© Ken Griffiths
Last year, pop star warbler Duffy and BAFTA-winning actor Matthew Rhys starred in a film, Patagonia, portraying the shifting sands of an Argentinean woman and a Welsh couple trading air miles in pursuit of their shared heritage.
Encouraged by the host country’s government, thousands of Welsh people made a pilgrimage to settlements skirting Buenos Aires at the end of the 19th century, a curious cultural and climatic switch which sees a quarter of people in the Chubut Province speaking Welsh today.
The film was inspired by pictures by Ken Griffiths, a photographer who made three expeditions to the heart of Welsh Patagonia, joined by friend Norman Thomas di Giovanni, a writer and former resident of Argentina with a passion for translating the works of 20th century surrealist Jorge Luis Borges.
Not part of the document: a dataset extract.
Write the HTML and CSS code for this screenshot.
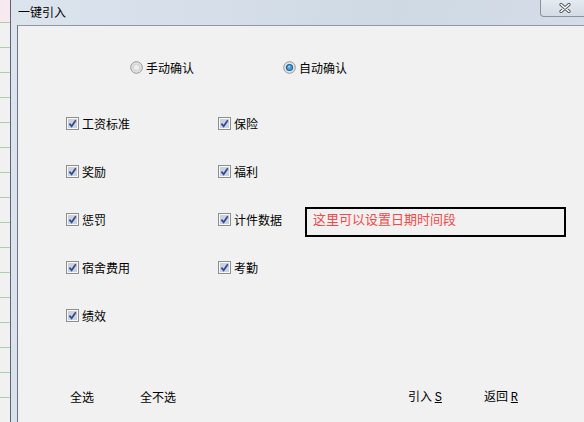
FILE: index.html
```html
<!DOCTYPE html>
<html lang="zh-CN">
<head>
  <meta charset="UTF-8" />
  <title>一键引入</title>
  <link rel="stylesheet" href="styles.css">
</head>
<body>
  <div class="desk"></div>

  <div class="window">
    <!-- 标题栏 -->
    <div class="titlebar">
      <span class="title">一键引入</span>
      <button class="close" type="button">
        <svg width="12" height="10" viewBox="0 0 12 10">
          <path d="M2 1.5 L10 8.5 M10 1.5 L2 8.5" stroke="#4a4f57" stroke-width="3.2" stroke-linecap="round"/>
          <path d="M2 1.5 L10 8.5 M10 1.5 L2 8.5" stroke="#ffffff" stroke-width="1.6" stroke-linecap="round"/>
        </svg>
      </button>
    </div>

    <div class="frame">
      <div class="panel">
        <!-- 确认方式 -->
        <div class="choice">
          <label class="radio">
            <svg width="13" height="13" viewBox="0 0 13 13">
              <circle cx="6.5" cy="6.5" r="5.8" fill="#e4e4e4" stroke="#979797"/>
              <circle cx="6.5" cy="6.5" r="4" fill="#d6d6d6"/>
              <circle cx="6.5" cy="6.5" r="2.5" fill="#efefef"/>
            </svg>
            手动确认
          </label>
          <label class="radio">
            <svg width="13" height="13" viewBox="0 0 13 13">
              <circle cx="6.5" cy="6.5" r="5.8" fill="#e4e4e4" stroke="#979797"/>
              <circle cx="6.5" cy="6.5" r="3.6" fill="#1d5d9a"/>
              <circle cx="6.5" cy="6.5" r="2.5" fill="#3fa0e8"/>
              <circle cx="6" cy="5.8" r="1" fill="#a6d6fa"/>
            </svg>
            自动确认
          </label>
        </div>

        <!-- 引入项目 -->
        <div class="options">
          <label class="check"><svg class="box" viewBox="0 0 13 13"><rect x="0.5" y="0.5" width="12" height="12" fill="#f6f6f6" stroke="#8e8f8f"/><rect x="2" y="2" width="9" height="9" fill="#cdd3dd"/><path d="M3.4 6.6 L5.6 9.3 L9.8 3.2" stroke="#34489a" stroke-width="1.7" fill="none"/></svg>工资标准</label>
          <label class="check"><svg class="box" viewBox="0 0 13 13"><rect x="0.5" y="0.5" width="12" height="12" fill="#f6f6f6" stroke="#8e8f8f"/><rect x="2" y="2" width="9" height="9" fill="#cdd3dd"/><path d="M3.4 6.6 L5.6 9.3 L9.8 3.2" stroke="#34489a" stroke-width="1.7" fill="none"/></svg>保险</label>
          <span></span>

          <label class="check"><svg class="box" viewBox="0 0 13 13"><rect x="0.5" y="0.5" width="12" height="12" fill="#f6f6f6" stroke="#8e8f8f"/><rect x="2" y="2" width="9" height="9" fill="#cdd3dd"/><path d="M3.4 6.6 L5.6 9.3 L9.8 3.2" stroke="#34489a" stroke-width="1.7" fill="none"/></svg>奖励</label>
          <label class="check"><svg class="box" viewBox="0 0 13 13"><rect x="0.5" y="0.5" width="12" height="12" fill="#f6f6f6" stroke="#8e8f8f"/><rect x="2" y="2" width="9" height="9" fill="#cdd3dd"/><path d="M3.4 6.6 L5.6 9.3 L9.8 3.2" stroke="#34489a" stroke-width="1.7" fill="none"/></svg>福利</label>
          <span></span>

          <label class="check"><svg class="box" viewBox="0 0 13 13"><rect x="0.5" y="0.5" width="12" height="12" fill="#f6f6f6" stroke="#8e8f8f"/><rect x="2" y="2" width="9" height="9" fill="#cdd3dd"/><path d="M3.4 6.6 L5.6 9.3 L9.8 3.2" stroke="#34489a" stroke-width="1.7" fill="none"/></svg>惩罚</label>
          <label class="check"><svg class="box" viewBox="0 0 13 13"><rect x="0.5" y="0.5" width="12" height="12" fill="#f6f6f6" stroke="#8e8f8f"/><rect x="2" y="2" width="9" height="9" fill="#cdd3dd"/><path d="M3.4 6.6 L5.6 9.3 L9.8 3.2" stroke="#34489a" stroke-width="1.7" fill="none"/></svg>计件数据</label>
          <div class="hint">这里可以设置日期时间段</div>

          <label class="check"><svg class="box" viewBox="0 0 13 13"><rect x="0.5" y="0.5" width="12" height="12" fill="#f6f6f6" stroke="#8e8f8f"/><rect x="2" y="2" width="9" height="9" fill="#cdd3dd"/><path d="M3.4 6.6 L5.6 9.3 L9.8 3.2" stroke="#34489a" stroke-width="1.7" fill="none"/></svg>宿舍费用</label>
          <label class="check"><svg class="box" viewBox="0 0 13 13"><rect x="0.5" y="0.5" width="12" height="12" fill="#f6f6f6" stroke="#8e8f8f"/><rect x="2" y="2" width="9" height="9" fill="#cdd3dd"/><path d="M3.4 6.6 L5.6 9.3 L9.8 3.2" stroke="#34489a" stroke-width="1.7" fill="none"/></svg>考勤</label>
          <span></span>

          <label class="check"><svg class="box" viewBox="0 0 13 13"><rect x="0.5" y="0.5" width="12" height="12" fill="#f6f6f6" stroke="#8e8f8f"/><rect x="2" y="2" width="9" height="9" fill="#cdd3dd"/><path d="M3.4 6.6 L5.6 9.3 L9.8 3.2" stroke="#34489a" stroke-width="1.7" fill="none"/></svg>绩效</label>
        </div>

        <!-- 底部按钮 -->
        <div class="actions">
          <button class="flat select-all" type="button">全选</button>
          <button class="flat select-none" type="button">全不选</button>
          <button class="flat do-import" type="button">引入 <u class="key">S</u></button>
          <button class="flat go-back" type="button">返回 <u class="key">R</u></button>
        </div>
      </div>
    </div>
  </div>
</body>
</html>
```

FILE: styles.css
```css
* {
  margin: 0;
  padding: 0;
  box-sizing: border-box;
}

html, body {
  width: 100%;
  height: 100%;
  overflow: hidden;
}

body {
  display: flex;
  background: #f1f1f1;
  font-family: "Noto Sans CJK SC", "Liberation Sans", sans-serif;
  font-size: 12px;
  color: #000;
}

/* 后面那个窗口露出来的一条 */
.desk {
  width: 10px;
  flex-shrink: 0;
  background:
    linear-gradient(#f6e9ef, #f6e9ef) top / 100% 22px no-repeat,
    repeating-linear-gradient(#f1f1f1 0 24px, #a9d3a6 24px 25px) 0 -2px / 100% 100%;
}

.window {
  flex: 1;
  display: flex;
  flex-direction: column;
  border-left: 1px solid #5c6571;
  background: linear-gradient(100deg, #dce4ee, #cfd9e4 60%, #d6dee8);
}

.titlebar {
  height: 25px;
  display: flex;
  align-items: flex-start;
  justify-content: space-between;
}

.title {
  margin: 4px 0 0 7px;
  font-size: 12px;
  line-height: 16px;
}

.close {
  width: 46px;
  height: 17px;
  margin-right: -2px;
  border: 1px solid #8a929d;
  border-top: none;
  border-radius: 0 0 0 4px;
  background: linear-gradient(#e4eaf1, #d3dbe5);
  display: flex;
  align-items: center;
  justify-content: center;
  padding-left: 4px;
}

.frame {
  flex: 1;
  display: flex;
  padding-left: 6px;
}

.panel {
  flex: 1;
  background: #f1f1f1;
  border-left: 1px solid #6d7580;
  border-top: 1px solid #8f98a3;
}

.choice {
  display: flex;
  margin-top: 32px;
  padding-left: 112px;
  height: 18px;
  align-items: center;
}

.radio {
  width: 153px;
  display: flex;
  align-items: center;
  gap: 3px;
}

.options {
  display: grid;
  grid-template-columns: 152px 87px 261px;
  grid-auto-rows: 48px;
  margin-top: 23px;
  padding-left: 48px;
}

.check {
  display: flex;
  align-items: center;
  gap: 3px;
}

.box {
  width: 13px;
  height: 13px;
  flex-shrink: 0;
}

.hint {
  align-self: start;
  margin-top: 12px;
  height: 30px;
  border: 2px solid #000;
  padding: 0 0 0 6px;
  color: #f24a4a;
  font-size: 13px;
  line-height: 20px;
}

.actions {
  display: flex;
  margin-top: 48px;
  padding-left: 52px;
  height: 18px;
  align-items: center;
}

.flat {
  border: none;
  background: none;
  font: inherit;
  font-size: 12px;
  color: #000;
  text-align: left;
}

.select-all { width: 70px; }
.select-none { width: 268px; }
.do-import { width: 76px; }

.key {
  font-family: "Liberation Mono", monospace;
  font-size: 12px;
}
```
They used their gonzo-sounding 2001 and 2002 escapades to survey Chubut during different seasons, following the trails taken more than a century ago by young Welsh nomads who strove to preserve their history while forging close links with their native Indian counterparts.
Griffiths has a reputation for cinematically atmospheric portraits, and in the colony he has found a rugged, hard-working Welsh community, captured on carbro – a process involving bromide which results in thickly detailed gelatin prints.
Simon Fraser, who was the location sound recordist for the film, gives aural accompaniment to this looking glass on a community.